The terrain has also been completely redesigned: terrain quality have been increased, tessellation support has been added. Tessellation has been designed specifically for Improved Graphics and only works on graphics cards that fully support DirectX 11 (the technology is not available on Standard Graphics because the terrain is simplified to improve performance).
Small pebbles, traces from tanks, funnels from shots all acquire a geometric form with the addition of geometric details to the terrain. This is just a graphic improvement and doesn’t affect the behavior of the tank.
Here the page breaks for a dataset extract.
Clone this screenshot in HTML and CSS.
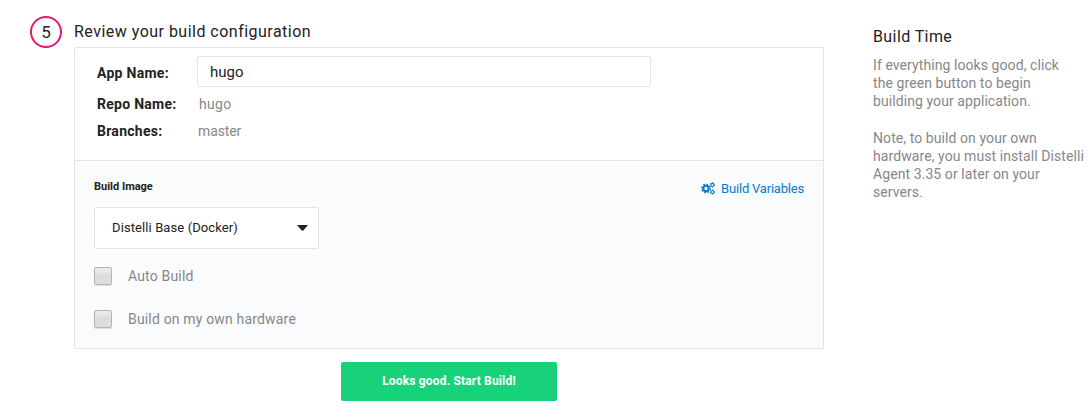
FILE: index.html
```
<!DOCTYPE html>
<html lang="en">
<head>
<meta charset="utf-8">
<title>Build configuration</title>
<link rel="stylesheet" href="styles.css">
</head>
<body>
<div class="page">
  <div class="step-number">5</div>
  <main class="step">
    <h2 class="step-title"><span>Review your build configuration</span></h2>
    <section class="card">
      <div class="details">
        <div class="row row-app"><label class="label l-app" for="app">App Name:</label><input class="app-input" id="app" type="text" value="hugo"></div>
        <div class="row row-repo"><span class="label l-repo">Repo Name:</span><span class="value v-hugo">hugo</span></div>
        <div class="row row-branch"><span class="label l-branch">Branches:</span><span class="value v-master">master</span></div>
      </div>
      <div class="options">
        <div class="options-head">
          <span class="image-label">Build Image</span>
          <a class="variables">
            <svg class="gears" viewBox="0 0 14 13" width="14" height="13">
              <g fill="none" stroke="currentColor">
                <circle cx="5" cy="6.5" r="2.7" stroke-width="2"/>
                <circle cx="5" cy="6.5" r="4.2" stroke-width="1.4" stroke-dasharray="1.65 1.65"/>
                <circle cx="11.4" cy="2.9" r="1.5" stroke-width="1.1"/>
                <circle cx="11.4" cy="2.9" r="2.3" stroke-width=".8" stroke-dasharray="1.2 1.2"/>
                <circle cx="11.4" cy="10" r="1.5" stroke-width="1.1"/>
                <circle cx="11.4" cy="10" r="2.3" stroke-width=".8" stroke-dasharray="1.2 1.2"/>
              </g>
            </svg>
            <span>Build Variables</span>
          </a>
        </div>
        <div class="select"><span>Distelli Base (Docker)</span><svg class="caret" viewBox="0 0 11 6" width="11" height="6"><path d="M0 0h11L6.5 5.3q-1 1-2 0z" fill="currentColor"/></svg></div>
        <div class="check"><span class="box"></span><span class="c-auto">Auto Build</span></div>
        <div class="check"><span class="box"></span><span class="c-own">Build on my own hardware</span></div>
      </div>
    </section>
    <button class="start" type="button">Looks good. Start Build!</button>
  </main>
  <aside class="help">
    <h3 class="help-title">Build Time</h3>
    <p class="help-text">If everything looks good, click<br>the green button to begin<br>building your application.</p>
    <p class="help-text">Note, to build on your own<br>hardware, you must install Distelli<br>Agent 3.35 or later on your<br>servers.</p>
  </aside>
</div>
</body>
</html>
```
FILE: styles.css
```
* { box-sizing: border-box; }
body { margin: 0; background: #fff; color: #222; font-family: Roboto, "Liberation Sans", sans-serif; }
.page { display: flex; height: 418px; padding: 16px 0 0 30px; overflow: hidden; }
.step-number { width: 32px; height: 32px; margin-right: 12px; border: 2px solid #e01a6b; border-radius: 50%; font-size: 17px; line-height: 28px; text-align: center; }
.step { width: 750px; margin-right: 48px; display: flex; flex-direction: column; }
.step-title { margin: 0; height: 31px; font-size: 16px; font-weight: 400; line-height: 31px; letter-spacing: .48px; }
.card { height: 302px; border: 1px solid #e2e4e5; border-radius: 2px; }
.details { height: 113px; padding: 8px 22px 0; border-bottom: 1px solid #e2e4e5; }
.row { display: flex; align-items: center; height: 27px; }
.row-app { height: 31px; margin-bottom: 3px; }
.l-app { padding-top: 2px; }
.label { width: 100px; font-size: 14px; font-weight: 700; letter-spacing: .27px; }
.app-input { width: 454px; height: 31px; padding: 0 12px; border: 1px solid #e2e4e5; border-radius: 2px; outline: 0; font: 15px Roboto, sans-serif; color: #222; }
.value { font-size: 14px; letter-spacing: .1px; color: #858789; }
.v-hugo { padding-left: 2px; letter-spacing: .3px; }
.v-master { padding-left: 1px; letter-spacing: -.1px; }
.options { height: 187px; padding: 17px 19px 0; background: #fafbfd; }
.options-head { display: flex; justify-content: space-between; height: 29px; }
.image-label { font-size: 11px; font-weight: 700; line-height: 18px; }
.variables { display: flex; align-items: center; height: 20px; color: #0a78c8; font-size: 13px; letter-spacing: -.2px; }
.gears { margin-right: 6px; }
.select { display: flex; align-items: center; justify-content: space-between; width: 225px; height: 42px; margin-bottom: 18px; padding: 0 10px 1px 17px; border: 1px solid #e2e4e5; border-radius: 2px; background: #fff; font-size: 13px; letter-spacing: .1px; }
.check { display: flex; align-items: center; height: 18px; margin-bottom: 25px; color: #858789; font-size: 14px; letter-spacing: .17px; }
.box { width: 18px; height: 18px; margin-right: 16px; border: 1px solid #b4b4b4; border-radius: 2px; background: linear-gradient(#e9e9e9 0 20%, #dcdcdc 45%, #dedede); box-shadow: 0 1px 1px rgba(0,0,0,.12); }
.start { align-self: center; width: 216px; height: 39px; margin-top: 13px; padding: 0 0 2px; border: 0; border-radius: 2px; background: #17d279; color: #fff; font: 700 12px Roboto, sans-serif; letter-spacing: .17px; }
.help { padding: 11px 0 0 1px; }
.help-title { margin: 0 0 9px; font-size: 16px; font-weight: 400; line-height: 20px; letter-spacing: .4px; }
.help-text { margin: 0 0 19px; color: #858789; font-size: 14px; line-height: 18px; letter-spacing: .08px; white-space: nowrap; }
```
You can switch off tessellation to increase performance when in sniper mode, as well as to ensure tessellation doesn’t interfere with targeting opponents. Here’s how the terrain changes depending on the graphical setting:
The detail of the vegetation, amount of grass and the transparency of the grass when in sniper mode. The vegetation level of detail, other than the obvious, affects the complexity of calculating the wind in the trees (with Standard Definition client, there is no wind) and the higher the quality of grass, the more there will be. You can lower these settings to crank out more frames per second.
The camouflage mechanics work the same regardless of what settings you choose.
Within the effects settings, you can set the desired quality of explosions, fire, smoke and other similar events. Tuning can be important when in battle as these effects can give out hints of which tanks just fired (clue: there will be clouds of smoke around). Consider the game benefits of effects when adjusting their quality.
Improved physics of destruction, thanks to Havok Destruction, means that when objects are destroyed, fragments remain. With this feature disabled, there will be no detailed destruction and it only works with Improved Graphics and is calculated on separate threads. Consider disabling the feature if your processor is a weak feature of your setup.